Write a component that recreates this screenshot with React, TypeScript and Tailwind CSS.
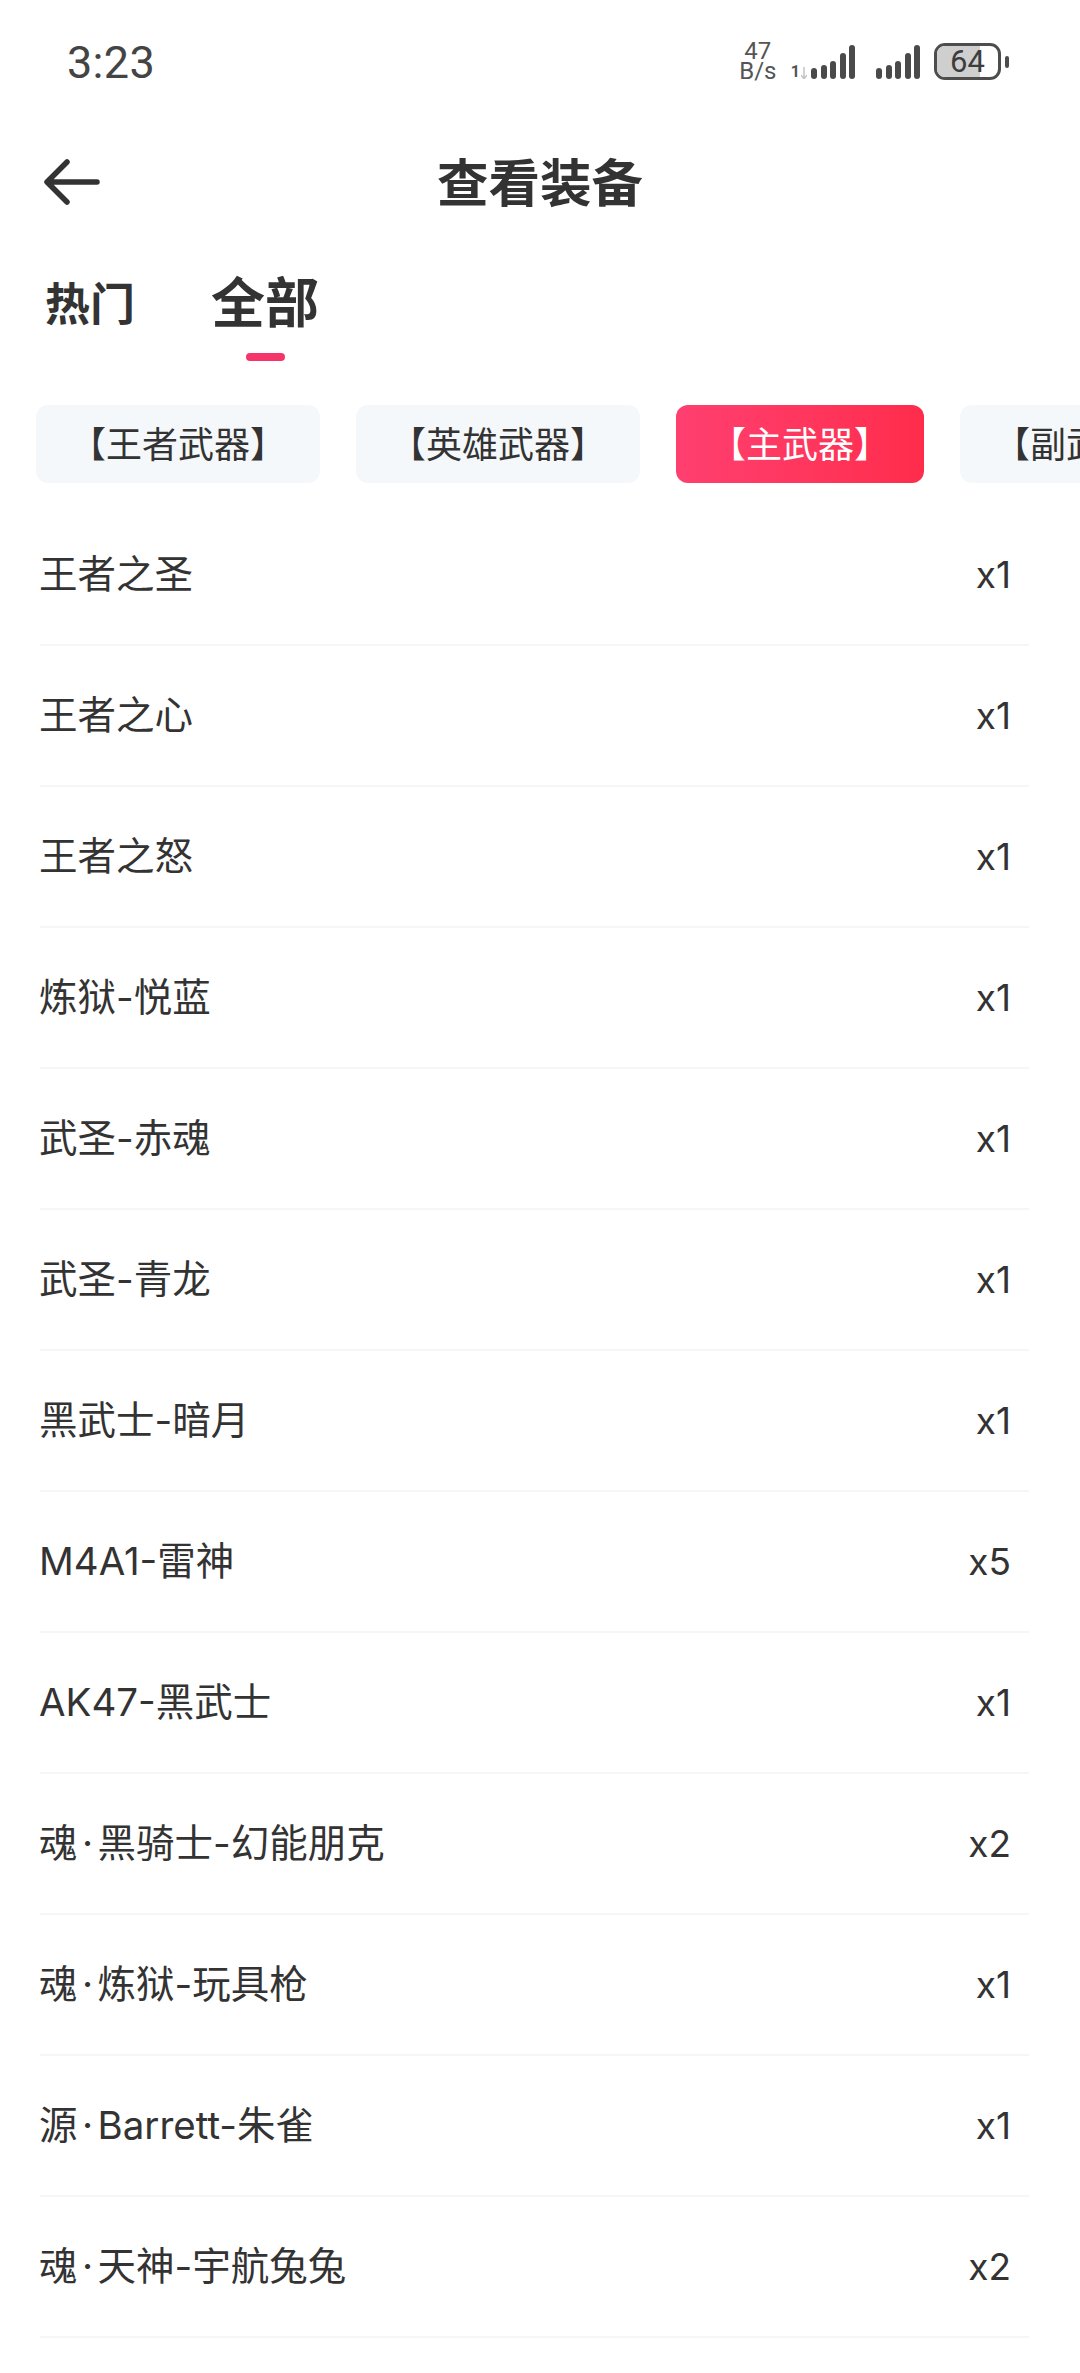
const font = "font-['Inter','Noto_Sans_CJK_SC',sans-serif]"

const rows = [
  ["王者之圣", "x1"],
  ["王者之心", "x1"],
  ["王者之怒", "x1"],
  ["炼狱-悦蓝", "x1"],
  ["武圣-赤魂", "x1"],
  ["武圣-青龙", "x1"],
  ["黑武士-暗月", "x1"],
  ["M4A1-雷神", "x5"],
  ["AK47-黑武士", "x1"],
  ["魂·黑骑士-幻能朋克", "x2"],
  ["魂·炼狱-玩具枪", "x1"],
  ["源·Barrett-朱雀", "x1"],
  ["魂·天神-宇航兔兔", "x2"],
]

const chips = ["【王者武器】", "【英雄武器】", "【主武器】", "【副武器】"]

function Signal() {
  return (
    <div className="flex h-[34px] items-end gap-[3.5px]">
      {[11, 14, 18, 26, 34].map((h) => (
        <div key={h} className="w-[6px] rounded-full bg-[#4a4a4a]" style={{ height: h }} />
      ))}
    </div>
  )
}

function StatusBar() {
  return (
    <div className="flex h-[124px] items-start justify-between pl-[67px] pr-[71px] pt-[33px]">
      <span className="font-['Roboto',sans-serif] text-[45px] leading-[60px] tracking-[0.3px] text-[#444]">3:23</span>
      <div className="flex items-start pt-[10px]">
        <div className="-mt-[2px] flex w-[36px] flex-col items-center font-['Roboto',sans-serif] text-[24px] leading-[20px] text-[#555]">
          <span>47</span>
          <span>B/s</span>
        </div>
        <div className="ml-[15px] mt-[2px] flex items-end">
          <span className="mr-[1px] font-['Roboto',sans-serif] text-[16px] font-bold leading-[14px] text-[#555]">1</span>
          <svg width="6" height="12" viewBox="0 0 6 12" className="mr-[4px]">
            <path d="M3 0v12M0 8l3 4 3-4" stroke="#c4c4c4" strokeWidth="1.5" fill="none" />
          </svg>
          <Signal />
        </div>
        <div className="ml-[21px] mt-[2px]">
          <Signal />
        </div>
        <div className="relative ml-[14px] h-[37px] w-[67px] overflow-hidden rounded-[11px] border-[3px] border-[#4d4d4d]">
          <div className="absolute inset-y-0 left-0 w-[43px] bg-[#cfcfcf]" />
          <span className="absolute inset-0 text-center font-['Roboto',sans-serif] text-[31px] leading-[31px] text-[#3d3d3d]">64</span>
        </div>
        <div className="ml-[4px] mt-[13px] h-[12px] w-[4px] rounded-full bg-[#4d4d4d]" />
      </div>
    </div>
  )
}

// the middle dot sits in a slot of its own, the font's advance is too narrow
function ItemName({ name }: { name: string }) {
  const parts = name.split("·")
  if (parts.length === 1) return <span className="-ml-[1px] text-[38.5px] leading-none">{name}</span>
  return (
    <span className="-ml-[1px] text-[38.5px] leading-none">
      {parts[0]}
      <span className="inline-block w-[20px] text-center">·</span>
      {parts[1]}
    </span>
  )
}

export default function App() {
  return (
    <div className={`h-[2373px] w-[1080px] overflow-hidden bg-white text-[#333] ${font}`}>
      <StatusBar />
      <header className="relative flex h-[116px] items-center justify-center pt-[4px]">
        <svg width="60" height="50" viewBox="0 0 60 50" fill="none" className="absolute left-[42px] top-[33px]">
          <path d="M25 5 5 25l20 20M6 25h49" stroke="#333" strokeWidth="5.5" strokeLinecap="round" strokeLinejoin="round" />
        </svg>
        <h1 className="text-[51.5px] font-bold leading-none">查看装备</h1>
      </header>
      <div className="flex h-[143px] items-start gap-[76px] pl-[45px] pt-[33px] font-bold">
        <span className="mt-[4px] text-[45px] leading-[56px]">热门</span>
        <div className="flex flex-col items-center">
          <span className="text-[54px] leading-[62px]">全部</span>
          <div className="mt-[18px] h-[8px] w-[39px] rounded-full bg-[#f5356a]" />
        </div>
      </div>
      <div className="flex h-[122px] gap-[36px] overflow-hidden pl-[36px] pt-[22px]">
        {chips.map((c, i) => (
          <div
            key={c}
            className={
              i === 2
                ? "flex h-[78px] shrink-0 items-center rounded-[12px] bg-gradient-to-r from-[#ff3f70] to-[#ff2c4b] px-[34px] pt-[1px] text-[36px] text-white"
                : "flex h-[78px] shrink-0 items-center rounded-[12px] bg-[#f5f8fa] px-[34px] pt-[1px] text-[36px] text-[#333]"
            }
          >
            {c}
          </div>
        ))}
      </div>
      <div className="ml-[40px] w-[989px]">
        {rows.map(([name, qty]) => (
          <div key={name} className="flex h-[141px] items-center justify-between border-b-2 border-[#f6f6f6]">
            <ItemName name={name} />
            <span className="mr-[18px] text-[37px] leading-none">{qty}</span>
          </div>
        ))}
      </div>
    </div>
  )
}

▸ **Given instruction**: Go through the listing above and quote it exactly, apart from its images.

▸ **Task output**:
Write a component that recreates this screenshot with React, TypeScript and Tailwind CSS.
const font = "font-['Inter','Noto_Sans_CJK_SC',sans-serif]"

const rows = [
  ["王者之圣", "x1"],
  ["王者之心", "x1"],
  ["王者之怒", "x1"],
  ["炼狱-悦蓝", "x1"],
  ["武圣-赤魂", "x1"],
  ["武圣-青龙", "x1"],
  ["黑武士-暗月", "x1"],
  ["M4A1-雷神", "x5"],
  ["AK47-黑武士", "x1"],
  ["魂·黑骑士-幻能朋克", "x2"],
  ["魂·炼狱-玩具枪", "x1"],
  ["源·Barrett-朱雀", "x1"],
  ["魂·天神-宇航兔兔", "x2"],
]

const chips = ["【王者武器】", "【英雄武器】", "【主武器】", "【副武器】"]

function Signal() {
  return (
    <div className="flex h-[34px] items-end gap-[3.5px]">
      {[11, 14, 18, 26, 34].map((h) => (
        <div key={h} className="w-[6px] rounded-full bg-[#4a4a4a]" style={{ height: h }} />
      ))}
    </div>
  )
}

function StatusBar() {
  return (
    <div className="flex h-[124px] items-start justify-between pl-[67px] pr-[71px] pt-[33px]">
      <span className="font-['Roboto',sans-serif] text-[45px] leading-[60px] tracking-[0.3px] text-[#444]">3:23</span>
      <div className="flex items-start pt-[10px]">
        <div className="-mt-[2px] flex w-[36px] flex-col items-center font-['Roboto',sans-serif] text-[24px] leading-[20px] text-[#555]">
          <span>47</span>
          <span>B/s</span>
        </div>
        <div className="ml-[15px] mt-[2px] flex items-end">
          <span className="mr-[1px] font-['Roboto',sans-serif] text-[16px] font-bold leading-[14px] text-[#555]">1</span>
          <svg width="6" height="12" viewBox="0 0 6 12" className="mr-[4px]">
            <path d="M3 0v12M0 8l3 4 3-4" stroke="#c4c4c4" strokeWidth="1.5" fill="none" />
          </svg>
          <Signal />
        </div>
        <div className="ml-[21px] mt-[2px]">
          <Signal />
        </div>
        <div className="relative ml-[14px] h-[37px] w-[67px] overflow-hidden rounded-[11px] border-[3px] border-[#4d4d4d]">
          <div className="absolute inset-y-0 left-0 w-[43px] bg-[#cfcfcf]" />
          <span className="absolute inset-0 text-center font-['Roboto',sans-serif] text-[31px] leading-[31px] text-[#3d3d3d]">64</span>
        </div>
        <div className="ml-[4px] mt-[13px] h-[12px] w-[4px] rounded-full bg-[#4d4d4d]" />
      </div>
    </div>
  )
}

// the middle dot sits in a slot of its own, the font's advance is too narrow
function ItemName({ name }: { name: string }) {
  const parts = name.split("·")
  if (parts.length === 1) return <span className="-ml-[1px] text-[38.5px] leading-none">{name}</span>
  return (
    <span className="-ml-[1px] text-[38.5px] leading-none">
      {parts[0]}
      <span className="inline-block w-[20px] text-center">·</span>
      {parts[1]}
    </span>
  )
}

export default function App() {
  return (
    <div className={`h-[2373px] w-[1080px] overflow-hidden bg-white text-[#333] ${font}`}>
      <StatusBar />
      <header className="relative flex h-[116px] items-center justify-center pt-[4px]">
        <svg width="60" height="50" viewBox="0 0 60 50" fill="none" className="absolute left-[42px] top-[33px]">
          <path d="M25 5 5 25l20 20M6 25h49" stroke="#333" strokeWidth="5.5" strokeLinecap="round" strokeLinejoin="round" />
        </svg>
        <h1 className="text-[51.5px] font-bold leading-none">查看装备</h1>
      </header>
      <div className="flex h-[143px] items-start gap-[76px] pl-[45px] pt-[33px] font-bold">
        <span className="mt-[4px] text-[45px] leading-[56px]">热门</span>
        <div className="flex flex-col items-center">
          <span className="text-[54px] leading-[62px]">全部</span>
          <div className="mt-[18px] h-[8px] w-[39px] rounded-full bg-[#f5356a]" />
        </div>
      </div>
      <div className="flex h-[122px] gap-[36px] overflow-hidden pl-[36px] pt-[22px]">
        {chips.map((c, i) => (
          <div
            key={c}
            className={
              i === 2
                ? "flex h-[78px] shrink-0 items-center rounded-[12px] bg-gradient-to-r from-[#ff3f70] to-[#ff2c4b] px-[34px] pt-[1px] text-[36px] text-white"
                : "flex h-[78px] shrink-0 items-center rounded-[12px] bg-[#f5f8fa] px-[34px] pt-[1px] text-[36px] text-[#333]"
            }
          >
            {c}
          </div>
        ))}
      </div>
      <div className="ml-[40px] w-[989px]">
        {rows.map(([name, qty]) => (
          <div key={name} className="flex h-[141px] items-center justify-between border-b-2 border-[#f6f6f6]">
            <ItemName name={name} />
            <span className="mr-[18px] text-[37px] leading-none">{qty}</span>
          </div>
        ))}
      </div>
    </div>
  )
}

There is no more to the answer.